What is the number of lines in the data that hold the string "Tailwind"? Reply with that number only.
## begin Source records
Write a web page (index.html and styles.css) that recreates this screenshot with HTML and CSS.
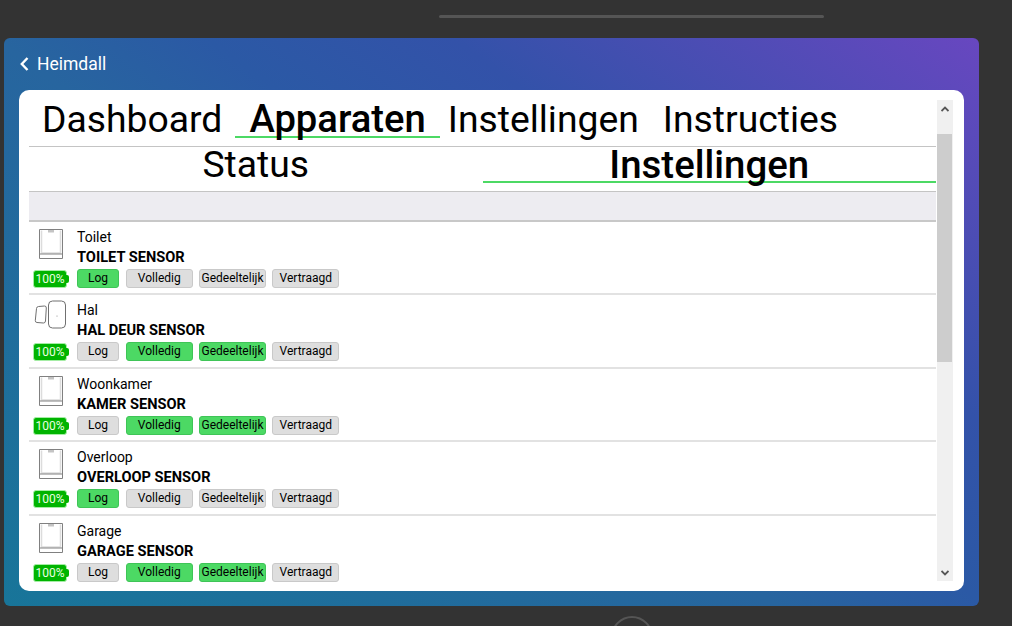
## end Source records
## begin Source records
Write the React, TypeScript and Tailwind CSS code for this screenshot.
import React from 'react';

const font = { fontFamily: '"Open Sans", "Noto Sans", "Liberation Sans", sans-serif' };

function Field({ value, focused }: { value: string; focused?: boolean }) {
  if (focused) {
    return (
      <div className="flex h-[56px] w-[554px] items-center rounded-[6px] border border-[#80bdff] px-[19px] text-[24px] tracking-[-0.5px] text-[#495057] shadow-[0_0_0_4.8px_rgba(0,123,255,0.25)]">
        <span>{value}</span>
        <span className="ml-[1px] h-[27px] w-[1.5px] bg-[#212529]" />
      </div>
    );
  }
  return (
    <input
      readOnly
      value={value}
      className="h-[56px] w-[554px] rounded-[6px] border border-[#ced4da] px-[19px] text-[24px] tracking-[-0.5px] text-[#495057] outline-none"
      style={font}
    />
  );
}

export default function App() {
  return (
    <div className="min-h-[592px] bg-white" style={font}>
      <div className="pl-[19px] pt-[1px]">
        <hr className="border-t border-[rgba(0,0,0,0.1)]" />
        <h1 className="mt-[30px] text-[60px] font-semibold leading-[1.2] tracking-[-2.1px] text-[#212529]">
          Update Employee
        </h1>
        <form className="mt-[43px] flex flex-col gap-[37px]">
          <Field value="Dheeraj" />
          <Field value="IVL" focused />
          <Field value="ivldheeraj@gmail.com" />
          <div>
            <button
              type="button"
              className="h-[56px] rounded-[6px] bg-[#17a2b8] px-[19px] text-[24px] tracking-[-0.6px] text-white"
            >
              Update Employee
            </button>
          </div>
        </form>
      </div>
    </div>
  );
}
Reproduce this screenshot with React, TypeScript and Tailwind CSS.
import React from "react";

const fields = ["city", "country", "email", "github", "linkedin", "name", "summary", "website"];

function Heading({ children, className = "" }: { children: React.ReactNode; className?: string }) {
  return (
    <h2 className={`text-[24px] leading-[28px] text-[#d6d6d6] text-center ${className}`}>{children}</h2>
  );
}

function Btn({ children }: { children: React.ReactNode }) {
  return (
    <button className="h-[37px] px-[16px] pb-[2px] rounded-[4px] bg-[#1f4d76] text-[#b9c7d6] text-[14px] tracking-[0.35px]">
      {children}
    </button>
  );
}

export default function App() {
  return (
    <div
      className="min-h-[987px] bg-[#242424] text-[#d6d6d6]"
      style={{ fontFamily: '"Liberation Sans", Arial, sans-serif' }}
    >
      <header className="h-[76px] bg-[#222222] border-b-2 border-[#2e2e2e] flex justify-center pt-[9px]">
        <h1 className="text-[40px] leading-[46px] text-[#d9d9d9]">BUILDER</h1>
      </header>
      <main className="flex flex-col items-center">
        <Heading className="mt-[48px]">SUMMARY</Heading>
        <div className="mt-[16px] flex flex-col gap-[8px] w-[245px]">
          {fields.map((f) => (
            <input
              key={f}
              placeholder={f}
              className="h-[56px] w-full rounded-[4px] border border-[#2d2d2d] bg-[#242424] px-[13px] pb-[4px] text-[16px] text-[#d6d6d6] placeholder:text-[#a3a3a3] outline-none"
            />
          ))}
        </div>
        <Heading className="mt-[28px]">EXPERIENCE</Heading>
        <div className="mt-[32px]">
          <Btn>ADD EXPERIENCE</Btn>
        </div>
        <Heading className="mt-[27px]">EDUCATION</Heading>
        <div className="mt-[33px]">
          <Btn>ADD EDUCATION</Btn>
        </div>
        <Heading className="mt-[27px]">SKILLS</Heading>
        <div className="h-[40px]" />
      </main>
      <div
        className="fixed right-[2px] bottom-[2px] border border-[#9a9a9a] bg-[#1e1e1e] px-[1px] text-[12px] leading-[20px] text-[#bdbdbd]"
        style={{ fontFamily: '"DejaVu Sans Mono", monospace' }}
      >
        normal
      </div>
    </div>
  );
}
## end Source records
## begin Source records
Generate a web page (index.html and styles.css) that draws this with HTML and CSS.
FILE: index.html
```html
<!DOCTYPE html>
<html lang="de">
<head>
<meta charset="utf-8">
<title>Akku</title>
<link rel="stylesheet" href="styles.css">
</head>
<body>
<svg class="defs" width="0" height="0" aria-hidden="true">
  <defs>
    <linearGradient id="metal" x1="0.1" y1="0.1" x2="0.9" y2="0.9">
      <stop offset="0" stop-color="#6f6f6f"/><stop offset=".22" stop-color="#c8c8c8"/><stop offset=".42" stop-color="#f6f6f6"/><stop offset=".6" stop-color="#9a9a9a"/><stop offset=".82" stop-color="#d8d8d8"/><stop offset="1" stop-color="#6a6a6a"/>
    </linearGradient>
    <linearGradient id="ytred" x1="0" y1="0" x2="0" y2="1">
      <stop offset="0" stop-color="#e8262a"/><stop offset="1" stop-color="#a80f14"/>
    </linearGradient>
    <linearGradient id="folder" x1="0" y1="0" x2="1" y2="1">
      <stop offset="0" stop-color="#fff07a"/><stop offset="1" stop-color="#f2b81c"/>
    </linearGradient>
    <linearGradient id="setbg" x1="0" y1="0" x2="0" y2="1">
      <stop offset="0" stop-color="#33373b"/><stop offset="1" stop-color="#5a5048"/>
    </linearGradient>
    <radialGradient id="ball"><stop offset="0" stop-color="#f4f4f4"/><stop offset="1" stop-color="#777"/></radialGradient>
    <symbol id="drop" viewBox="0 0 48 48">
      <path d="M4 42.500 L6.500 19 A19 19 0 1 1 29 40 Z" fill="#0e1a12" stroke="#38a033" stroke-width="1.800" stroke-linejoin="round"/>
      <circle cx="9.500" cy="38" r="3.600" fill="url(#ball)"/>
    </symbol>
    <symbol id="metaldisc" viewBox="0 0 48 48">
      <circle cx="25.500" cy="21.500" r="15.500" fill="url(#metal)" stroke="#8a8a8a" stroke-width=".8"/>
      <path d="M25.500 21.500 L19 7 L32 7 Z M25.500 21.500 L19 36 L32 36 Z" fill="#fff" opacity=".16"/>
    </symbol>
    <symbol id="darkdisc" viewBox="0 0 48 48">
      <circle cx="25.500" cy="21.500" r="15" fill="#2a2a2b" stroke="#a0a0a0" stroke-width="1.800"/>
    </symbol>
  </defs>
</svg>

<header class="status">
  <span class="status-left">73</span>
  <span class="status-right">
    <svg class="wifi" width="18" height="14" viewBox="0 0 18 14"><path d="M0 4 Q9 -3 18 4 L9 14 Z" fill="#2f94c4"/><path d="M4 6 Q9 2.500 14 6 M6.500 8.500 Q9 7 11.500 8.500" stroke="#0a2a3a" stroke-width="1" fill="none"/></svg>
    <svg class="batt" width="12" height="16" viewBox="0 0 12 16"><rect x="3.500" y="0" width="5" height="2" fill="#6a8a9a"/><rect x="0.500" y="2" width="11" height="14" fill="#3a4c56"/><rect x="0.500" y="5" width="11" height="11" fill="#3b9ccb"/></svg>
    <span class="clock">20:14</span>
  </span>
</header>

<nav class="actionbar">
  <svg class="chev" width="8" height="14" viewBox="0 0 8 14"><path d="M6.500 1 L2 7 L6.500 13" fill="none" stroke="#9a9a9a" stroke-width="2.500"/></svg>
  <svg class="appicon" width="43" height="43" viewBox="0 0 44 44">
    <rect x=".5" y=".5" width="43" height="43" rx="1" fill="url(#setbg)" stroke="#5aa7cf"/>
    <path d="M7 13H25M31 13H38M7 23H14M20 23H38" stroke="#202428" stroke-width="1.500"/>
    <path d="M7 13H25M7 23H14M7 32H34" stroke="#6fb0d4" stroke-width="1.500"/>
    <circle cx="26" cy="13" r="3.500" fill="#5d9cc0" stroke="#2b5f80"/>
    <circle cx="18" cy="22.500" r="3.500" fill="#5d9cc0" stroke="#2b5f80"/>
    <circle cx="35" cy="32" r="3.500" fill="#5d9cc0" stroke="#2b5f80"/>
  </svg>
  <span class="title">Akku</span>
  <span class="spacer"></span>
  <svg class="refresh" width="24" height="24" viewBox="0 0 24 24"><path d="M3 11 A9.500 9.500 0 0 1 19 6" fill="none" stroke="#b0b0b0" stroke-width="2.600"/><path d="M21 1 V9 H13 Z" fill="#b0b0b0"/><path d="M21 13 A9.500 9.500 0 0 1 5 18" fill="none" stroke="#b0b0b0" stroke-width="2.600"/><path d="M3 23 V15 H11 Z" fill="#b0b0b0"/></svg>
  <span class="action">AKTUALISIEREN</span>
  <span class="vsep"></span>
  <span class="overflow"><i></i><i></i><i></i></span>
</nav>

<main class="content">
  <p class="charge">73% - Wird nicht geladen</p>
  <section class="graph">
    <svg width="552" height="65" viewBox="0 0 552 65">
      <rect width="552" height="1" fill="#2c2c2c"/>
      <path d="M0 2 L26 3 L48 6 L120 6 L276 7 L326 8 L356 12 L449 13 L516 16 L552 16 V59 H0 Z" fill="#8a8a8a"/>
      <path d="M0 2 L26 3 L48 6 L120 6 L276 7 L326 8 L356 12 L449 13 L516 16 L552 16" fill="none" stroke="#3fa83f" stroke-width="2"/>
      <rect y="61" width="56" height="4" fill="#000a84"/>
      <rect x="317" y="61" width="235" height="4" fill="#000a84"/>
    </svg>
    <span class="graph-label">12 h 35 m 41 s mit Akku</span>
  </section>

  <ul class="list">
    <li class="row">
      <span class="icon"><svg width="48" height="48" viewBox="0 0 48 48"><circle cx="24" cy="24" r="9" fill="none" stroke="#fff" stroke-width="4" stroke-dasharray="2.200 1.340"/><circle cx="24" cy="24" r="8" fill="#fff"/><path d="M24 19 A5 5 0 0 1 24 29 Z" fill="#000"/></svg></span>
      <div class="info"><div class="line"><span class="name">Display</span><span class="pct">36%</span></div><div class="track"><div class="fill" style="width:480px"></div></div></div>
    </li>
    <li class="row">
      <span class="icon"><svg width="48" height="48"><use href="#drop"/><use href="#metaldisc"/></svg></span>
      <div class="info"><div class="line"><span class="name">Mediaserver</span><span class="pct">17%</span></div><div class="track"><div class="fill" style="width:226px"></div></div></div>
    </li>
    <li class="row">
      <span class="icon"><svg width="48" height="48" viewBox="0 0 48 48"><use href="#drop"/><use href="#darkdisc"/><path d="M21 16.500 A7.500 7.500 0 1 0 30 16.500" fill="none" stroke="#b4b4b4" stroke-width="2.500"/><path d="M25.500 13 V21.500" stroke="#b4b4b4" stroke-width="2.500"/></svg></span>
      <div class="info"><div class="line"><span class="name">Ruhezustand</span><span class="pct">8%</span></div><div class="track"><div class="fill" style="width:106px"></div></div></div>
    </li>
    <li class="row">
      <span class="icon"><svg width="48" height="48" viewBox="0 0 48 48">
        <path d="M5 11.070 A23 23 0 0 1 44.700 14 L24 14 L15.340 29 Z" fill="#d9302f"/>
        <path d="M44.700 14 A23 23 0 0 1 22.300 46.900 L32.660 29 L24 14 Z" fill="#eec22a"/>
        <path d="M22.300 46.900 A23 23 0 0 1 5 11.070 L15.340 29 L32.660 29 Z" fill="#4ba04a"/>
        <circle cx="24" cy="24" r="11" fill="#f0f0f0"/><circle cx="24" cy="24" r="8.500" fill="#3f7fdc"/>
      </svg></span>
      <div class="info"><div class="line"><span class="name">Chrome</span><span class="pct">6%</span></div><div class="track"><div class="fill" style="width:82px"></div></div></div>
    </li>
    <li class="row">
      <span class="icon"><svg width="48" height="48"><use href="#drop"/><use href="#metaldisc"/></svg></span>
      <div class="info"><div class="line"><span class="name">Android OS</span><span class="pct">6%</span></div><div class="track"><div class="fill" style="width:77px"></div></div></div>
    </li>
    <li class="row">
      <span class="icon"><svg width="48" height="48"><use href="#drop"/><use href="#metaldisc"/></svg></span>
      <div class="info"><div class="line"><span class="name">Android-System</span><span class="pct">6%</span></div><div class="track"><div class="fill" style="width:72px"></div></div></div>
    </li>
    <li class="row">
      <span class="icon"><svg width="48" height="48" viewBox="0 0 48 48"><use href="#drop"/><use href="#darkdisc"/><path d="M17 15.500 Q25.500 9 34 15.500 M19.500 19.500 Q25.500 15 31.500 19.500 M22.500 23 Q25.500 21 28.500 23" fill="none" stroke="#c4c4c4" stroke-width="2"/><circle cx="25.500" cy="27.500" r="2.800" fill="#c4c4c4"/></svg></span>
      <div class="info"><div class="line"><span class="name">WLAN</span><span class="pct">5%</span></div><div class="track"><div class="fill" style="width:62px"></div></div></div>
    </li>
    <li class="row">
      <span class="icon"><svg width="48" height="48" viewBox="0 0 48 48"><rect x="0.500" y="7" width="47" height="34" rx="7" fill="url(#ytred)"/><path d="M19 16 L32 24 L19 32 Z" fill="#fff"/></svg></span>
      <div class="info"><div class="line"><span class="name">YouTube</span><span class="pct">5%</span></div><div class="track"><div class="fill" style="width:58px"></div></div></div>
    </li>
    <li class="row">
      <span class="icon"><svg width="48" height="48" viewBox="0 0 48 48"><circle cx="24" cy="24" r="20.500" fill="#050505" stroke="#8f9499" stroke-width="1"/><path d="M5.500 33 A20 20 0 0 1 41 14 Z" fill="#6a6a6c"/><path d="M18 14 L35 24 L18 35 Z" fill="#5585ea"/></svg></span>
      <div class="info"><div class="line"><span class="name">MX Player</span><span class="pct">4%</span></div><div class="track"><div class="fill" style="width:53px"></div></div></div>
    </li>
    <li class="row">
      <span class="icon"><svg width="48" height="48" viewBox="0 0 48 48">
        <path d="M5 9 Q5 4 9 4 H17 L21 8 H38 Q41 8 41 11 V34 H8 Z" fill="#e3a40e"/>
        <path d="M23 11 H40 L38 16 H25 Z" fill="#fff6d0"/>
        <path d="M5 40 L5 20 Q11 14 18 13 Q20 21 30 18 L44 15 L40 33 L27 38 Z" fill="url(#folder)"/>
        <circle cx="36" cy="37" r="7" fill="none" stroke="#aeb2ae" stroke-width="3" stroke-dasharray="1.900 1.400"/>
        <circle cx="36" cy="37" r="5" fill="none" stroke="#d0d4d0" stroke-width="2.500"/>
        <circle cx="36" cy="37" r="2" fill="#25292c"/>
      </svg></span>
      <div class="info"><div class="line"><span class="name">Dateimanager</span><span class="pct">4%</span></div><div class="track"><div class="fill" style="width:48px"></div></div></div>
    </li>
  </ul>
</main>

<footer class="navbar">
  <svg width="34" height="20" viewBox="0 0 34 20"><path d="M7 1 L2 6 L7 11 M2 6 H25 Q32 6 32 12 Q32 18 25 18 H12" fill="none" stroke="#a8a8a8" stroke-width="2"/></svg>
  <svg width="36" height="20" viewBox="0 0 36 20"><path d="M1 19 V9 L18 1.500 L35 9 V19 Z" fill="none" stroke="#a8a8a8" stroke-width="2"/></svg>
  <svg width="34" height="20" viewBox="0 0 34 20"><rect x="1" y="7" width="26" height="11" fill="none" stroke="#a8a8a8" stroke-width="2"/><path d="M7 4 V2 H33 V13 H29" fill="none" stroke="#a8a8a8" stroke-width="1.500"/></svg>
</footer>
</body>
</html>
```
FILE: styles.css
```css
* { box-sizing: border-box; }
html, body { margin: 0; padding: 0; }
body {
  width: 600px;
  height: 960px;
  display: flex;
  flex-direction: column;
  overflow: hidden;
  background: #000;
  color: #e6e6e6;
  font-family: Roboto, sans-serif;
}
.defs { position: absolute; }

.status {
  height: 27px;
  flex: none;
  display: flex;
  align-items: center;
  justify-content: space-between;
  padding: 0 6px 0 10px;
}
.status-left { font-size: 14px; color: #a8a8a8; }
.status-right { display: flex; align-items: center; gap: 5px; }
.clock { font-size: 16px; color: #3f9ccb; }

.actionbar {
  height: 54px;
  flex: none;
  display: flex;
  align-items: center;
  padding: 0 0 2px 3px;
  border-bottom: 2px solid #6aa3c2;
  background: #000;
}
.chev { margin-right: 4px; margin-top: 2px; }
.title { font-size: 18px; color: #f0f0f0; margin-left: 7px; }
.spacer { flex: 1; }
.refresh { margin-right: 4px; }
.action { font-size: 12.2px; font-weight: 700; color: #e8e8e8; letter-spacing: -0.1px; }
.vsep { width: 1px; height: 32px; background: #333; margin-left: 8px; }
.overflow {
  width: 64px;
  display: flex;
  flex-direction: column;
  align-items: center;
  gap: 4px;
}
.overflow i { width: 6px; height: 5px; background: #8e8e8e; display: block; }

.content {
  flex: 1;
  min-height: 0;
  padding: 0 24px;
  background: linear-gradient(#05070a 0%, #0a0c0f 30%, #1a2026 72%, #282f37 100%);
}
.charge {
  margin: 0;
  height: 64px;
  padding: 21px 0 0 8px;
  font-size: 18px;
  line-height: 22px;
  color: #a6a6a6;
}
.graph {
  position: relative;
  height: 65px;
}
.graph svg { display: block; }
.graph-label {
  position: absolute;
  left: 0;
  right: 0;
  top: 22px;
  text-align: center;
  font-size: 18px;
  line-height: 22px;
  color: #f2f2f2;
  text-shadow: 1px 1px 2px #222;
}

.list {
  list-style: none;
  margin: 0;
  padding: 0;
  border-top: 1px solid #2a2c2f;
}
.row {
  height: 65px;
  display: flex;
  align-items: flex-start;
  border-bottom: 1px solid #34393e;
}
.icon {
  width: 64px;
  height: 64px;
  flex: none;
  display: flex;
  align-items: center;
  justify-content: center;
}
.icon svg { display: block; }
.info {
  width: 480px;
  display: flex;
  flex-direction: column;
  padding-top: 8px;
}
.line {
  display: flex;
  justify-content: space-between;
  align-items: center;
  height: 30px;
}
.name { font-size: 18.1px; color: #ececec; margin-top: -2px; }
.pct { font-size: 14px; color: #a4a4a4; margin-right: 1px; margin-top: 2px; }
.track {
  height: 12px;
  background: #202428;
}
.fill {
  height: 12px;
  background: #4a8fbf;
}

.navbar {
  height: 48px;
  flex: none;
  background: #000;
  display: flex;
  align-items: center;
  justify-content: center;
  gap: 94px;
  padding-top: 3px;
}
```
## end Source records
Solved problem - 2